Though you do not have access to this for some time into the game, alchemy is a welcomed and solid feature, which allows you to create items through item fusion. Use the formulas you find or randomly mix and match different items, weapons, armor, etc. to get new and improved items. Fear not, if you try a combo that does not actually exist in the game, your items will not be wasted; so experiment until your heart’s content. I will say this though, if you think the game is going to just give you such a wondrous ability without a fight, you are in for quite a surprise.

As great as all these features are, I could not give the gameplay a perfect score for a few reasons. First, for as open as the world may look, it is more of an illusion. In what I assume was an attempt to make the game more accessible to newcomers or kids, the story is fairly linear. The game holds your hand from task to task eliminating any concept of exploration. Side quests and bounty hunting creatures does break up this unfortunate trend, but it dampens the story a bit. Also, and this may just be me nit picking, but in-battle menus are controlled by the D-pad. I know this does not seem like a big deal, but in the heat of battle, when you are used to using the analog for everything in every other game and you need to make a quick switch from attacking to defending, trying to remember you have to use the D-pad will cost you. Finally, the difficulty in battle seems a bit broken to me. As an RPG veteran, I never start a game without grinding. After I feel I have a sufficient level for the area, I move on and repeat in the next area. You will probably notice, fairly quickly, standard battles are pretty easy once you get used to the game and level up your familiars a bit. Do not fall for this trap. The boss battles put all your skill and knowledge to the test. You will be forced to switch familiars on the fly, set tactics, and expend MP at a rate no other battle will make you. Now, I am not stupid, I know this is what boss battles are for (Final Fantasy XIII), but this felt more like a parent letting go of the bike before their child is ready to ride alone, then grabbing the bike again after the kid learns to ride on alone. Not so much challenging as it is “we do not want you to win.” If the tactics system was a bit more in depth, the difficulty might not be so bad. Unfortunately, with what is given and the general pacing of the game, I do not think everyone will really be prepared for some of the tougher battles down the road.

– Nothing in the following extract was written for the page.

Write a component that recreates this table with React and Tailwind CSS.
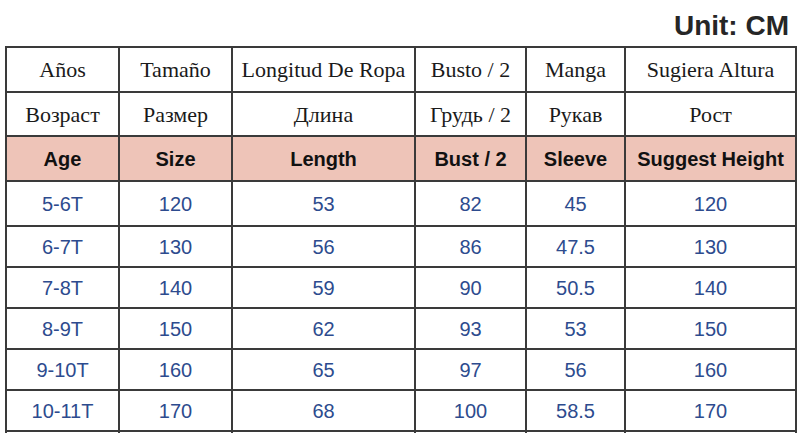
import React from "react";

const cols = "grid-cols-[111px_111px_181px_109px_97px_169px]";

const es = ["Años", "Tamaño", "Longitud De Ropa", "Busto / 2", "Manga", "Sugiera Altura"];
const ru = ["Возраст", "Размер", "Длина", "Грудь / 2", "Рукав", "Рост"];
const en = ["Age", "Size", "Length", "Bust / 2", "Sleeve", "Suggest Height"];
const rows = [
  ["5-6T", "120", "53", "82", "45", "120"],
  ["6-7T", "130", "56", "86", "47.5", "130"],
  ["7-8T", "140", "59", "90", "50.5", "140"],
  ["8-9T", "150", "62", "93", "53", "150"],
  ["9-10T", "160", "65", "97", "56", "160"],
  ["10-11T", "170", "68", "100", "58.5", "170"],
  ["", "", "", "", "", ""],
];

const serif = { fontFamily: '"Liberation Serif", "Times New Roman", serif' };
const sans = { fontFamily: '"Liberation Sans", Arial, sans-serif' };

export default function App() {
  return (
    <div className="w-[800px] h-[433px] overflow-hidden bg-white">
      <div
        className="h-[46px] flex items-end justify-end pr-[11px] pb-[6px] text-[28px] font-bold leading-none text-[#262626]"
        style={sans}
      >
        Unit: CM
      </div>
      <div className="ml-[5px] w-[792px] bg-[#3a3a3a] p-[2px] flex flex-col gap-[2px]">
        <div className={`grid ${cols} gap-[2px] h-[43px]`}>
          {es.map((t, i) => (
            <div key={i} className="bg-white flex items-center justify-center text-[22px] text-[#1a1a1a]" style={serif}>
              {t}
            </div>
          ))}
        </div>
        <div className={`grid ${cols} gap-[2px] h-[42px]`}>
          {ru.map((t, i) => (
            <div key={i} className="bg-white flex items-center justify-center text-[22px] text-[#1a1a1a]" style={serif}>
              {t}
            </div>
          ))}
        </div>
        <div className={`grid ${cols} gap-[2px] h-[43px]`}>
          {en.map((t, i) => (
            <div key={i} className="bg-[#eec4b8] flex items-center justify-center text-[20px] font-bold text-[#111]" style={sans}>
              {t}
            </div>
          ))}
        </div>
        {rows.map((r, ri) => (
          <div key={ri} className={`grid ${cols} gap-[2px] ${ri === 0 ? "h-[43px]" : "h-[39px]"}`}>
            {r.map((t, i) => (
              <div key={i} className="bg-white flex items-center justify-center text-[20px] text-[#2d4b8e]" style={sans}>
                {t}
              </div>
            ))}
          </div>
        ))}
      </div>
    </div>
  );
}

All and all, the game handles well. I am sure the existing hiccups are due to trying to balance the game for both veterans and newcomers alike. None of this would truly deter me from continuing my adventure.

 

SOUND: 9/10

The sound does exactly what it needs to do in this game: keeps the vibe of a wondrous child-like storybook come to life. The voice acting is superb, the music never tires the ear (even at this moment, I have had the game on pause for the better part of this review and I have been humming along) and the sound effects of spells, attacks, etc. are all crisp. The only reason I could not give sound a 10/10 is because not every part is voice acted. Now, this would normally not be a problem as I expect to do a fair amount of reading in any JRPG, but the way they break it up can be quite annoying. In the middle of reading, there will be two lines spoken and then back to reading or vice versa. A minor annoyance, but an annoyance all the same.

 

FINAL WORD: 8.25/10

Ni No Kuni is a solid entry in the JRPG lineage. It is a beautiful, light hearted journey through a world we have never seen before. In a gaming world with sequels and reboots abound, original IPs such as Ni No Kuni are definitely a welcome alternative to seeing the same old thing again and again. If you enjoy RPGs, get this. If you enjoy anime and have some patience, get this. If you enjoy violence, I have nothing for you here, but I suggest watching it for a bit over a friend’s shoulder. That is all then, en’it? Tidy!!